Kakada has its own brooding sceptics, still loyal to their hurt. Three men from the village were among those killed in Purbaliyan: among them, Jawahar’s 21-year-old son. Jawahar does not want to “settle”, with one caveat. “Offers of money won’t tempt me to withdraw,” he says. “I’ll do so only if all cases against Hindus are withdrawn, especially by Kutba’s Muslims. I’ll do as my community says. When my son was killed, the police refused to even register a case. Only the BJP, especially (former Union minister) Sanjiv Baliyan (from Kutba-Kutbi), helped us.”

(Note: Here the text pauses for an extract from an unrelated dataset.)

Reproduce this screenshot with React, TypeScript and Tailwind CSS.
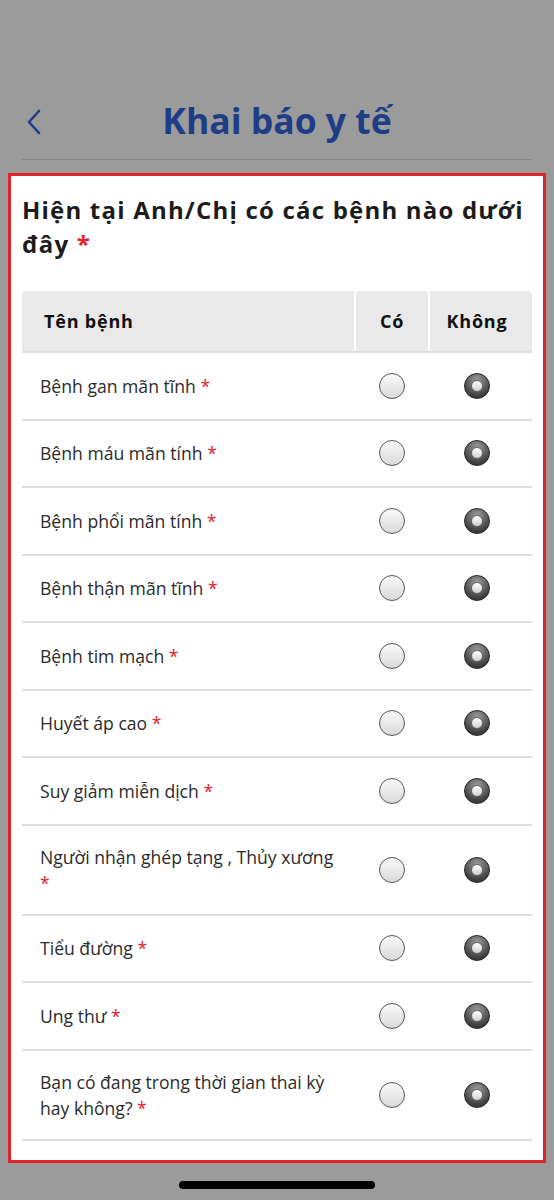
import React from "react";

const diseases = [
  "Bệnh gan mãn tĩnh",
  "Bệnh máu mãn tính",
  "Bệnh phổi mãn tính",
  "Bệnh thận mãn tĩnh",
  "Bệnh tim mạch",
  "Huyết áp cao",
  "Suy giảm miễn dịch",
  "Người nhận ghép tạng , Thủy xương",
  "Tiểu đường",
  "Ung thư",
  "Bạn có đang trong thời gian thai kỳ hay không?",
];

function Radio({ checked }: { checked?: boolean }) {
  if (checked) {
    return (
      <span className="flex h-[26px] w-[26px] items-center justify-center rounded-full border border-[#222] bg-[radial-gradient(circle_at_50%_25%,#9a9a9a,#3c3c3c_75%)]">
        <span className="h-[12px] w-[12px] rounded-full border border-[#666] bg-[linear-gradient(#ffffff,#d0d0d0)]" />
      </span>
    );
  }
  return (
    <span className="block h-[26px] w-[26px] rounded-full border-[1.5px] border-[#555] bg-[linear-gradient(#fafafa,#d9d9d9)]" />
  );
}

export default function App() {
  return (
    <div className="min-h-[1200px] bg-[#9b9b9b] font-['Open_Sans',sans-serif]">
      {/* top bar */}
      <div className="h-[97px]" />
      <div className="relative mx-[22px] flex h-[48px] items-center justify-center">
        <svg
          className="absolute left-[4px] top-[12px]"
          width="16"
          height="26"
          viewBox="0 0 16 26"
          fill="none"
        >
          <path
            d="M13 2 L3 13 L13 24"
            stroke="#1d3d86"
            strokeWidth="2.6"
            strokeLinecap="round"
            strokeLinejoin="round"
          />
        </svg>
        <h1 className="text-[35.5px] font-bold leading-none text-[#1d3d86]">
          Khai báo y tế
        </h1>
      </div>
      <div className="mx-[22px] mt-[14px] h-px bg-[#868686]" />

      {/* form card */}
      <div className="mx-[8px] mt-[13px] border-[3px] border-[#e2222b] bg-white px-[11px] pb-[19px] pt-[17px]">
        <h2 className="text-[24px] font-bold leading-[34px] tracking-[1.2px] text-[#1c1c1c]">
          Hiện tại Anh/Chị có các bệnh nào dưới đây{" "}
          <span className="text-[#e2222b]">*</span>
        </h2>

        <div className="mt-[30px]">
          <div className="flex h-[62px] items-stretch border-b-2 border-[#dedede] text-[18px] font-bold tracking-[0.8px] text-[#111]">
            <div className="flex flex-1 items-center rounded-tl-[4px] bg-[#e9e9e9] pl-[22px]">
              Tên bệnh
            </div>
            <div className="ml-[2px] flex w-[72px] items-center justify-center bg-[#e9e9e9]">
              Có
            </div>
            <div className="ml-[2px] flex w-[102px] items-center justify-center rounded-tr-[4px] bg-[#e9e9e9] pr-[8px]">
              Không
            </div>
          </div>

          {diseases.map((d) => (
            <div
              key={d}
              className="flex min-h-[67.5px] items-center border-b-2 border-[#dedede]"
            >
              <div className="flex-1 py-[18px] pl-[18px] pr-[16px] text-[17.6px] leading-[26px] text-[#2b2b2b]">
                {d} <span className="text-[#e2222b]">*</span>
              </div>
              <div className="flex w-[74px] justify-center pr-[2px]">
                <Radio />
              </div>
              <div className="flex w-[102px] justify-center pr-[8px]">
                <Radio checked />
              </div>
            </div>
          ))}
        </div>
      </div>

      {/* home indicator */}
      <div className="mt-[18px] flex justify-center">
        <div className="h-[8px] w-[196px] rounded-full bg-black" />
      </div>
    </div>
  );
}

Houses vacated by Muslims who fled Kutba village after eight were killed in the riots
In Purbaliyan, Chaudhary Shakir, a former pradhan accused in the riots, backs reconciliation. “I keep away from the committee’s work as I’m an accused, but ever since the Ganga-Jamuni tehzeeb left this area, things have been worse,” he says. All those involved intuitively grasp that the forces which set off the fights were complex. Purbaliyan, for instance, is a village of Hindu Jats and Muslim Jats. “I am also Jat,” says Shakir. “In 2013, the Jats and Muslims here never fought. We only clashed with outsiders. Should this be called a Jat-Muslim issue at all?”
Shaukat Ali, another accused who is a milk-seller, plans to join the settlement. “The accused are feeling the pinch of pending cases. They want resolution more,” he admits. “But I go to Jat households in my village regularly, tending their cattle and buying buffaloes. It’s hard to say now why people fought in 2013.”
The core of grief is rage, that’s psychology 101. Yet, in a complex way, these offers of reconciliation, often from deeply interested parties, represent the truth that Muzaffarnagar has to heal.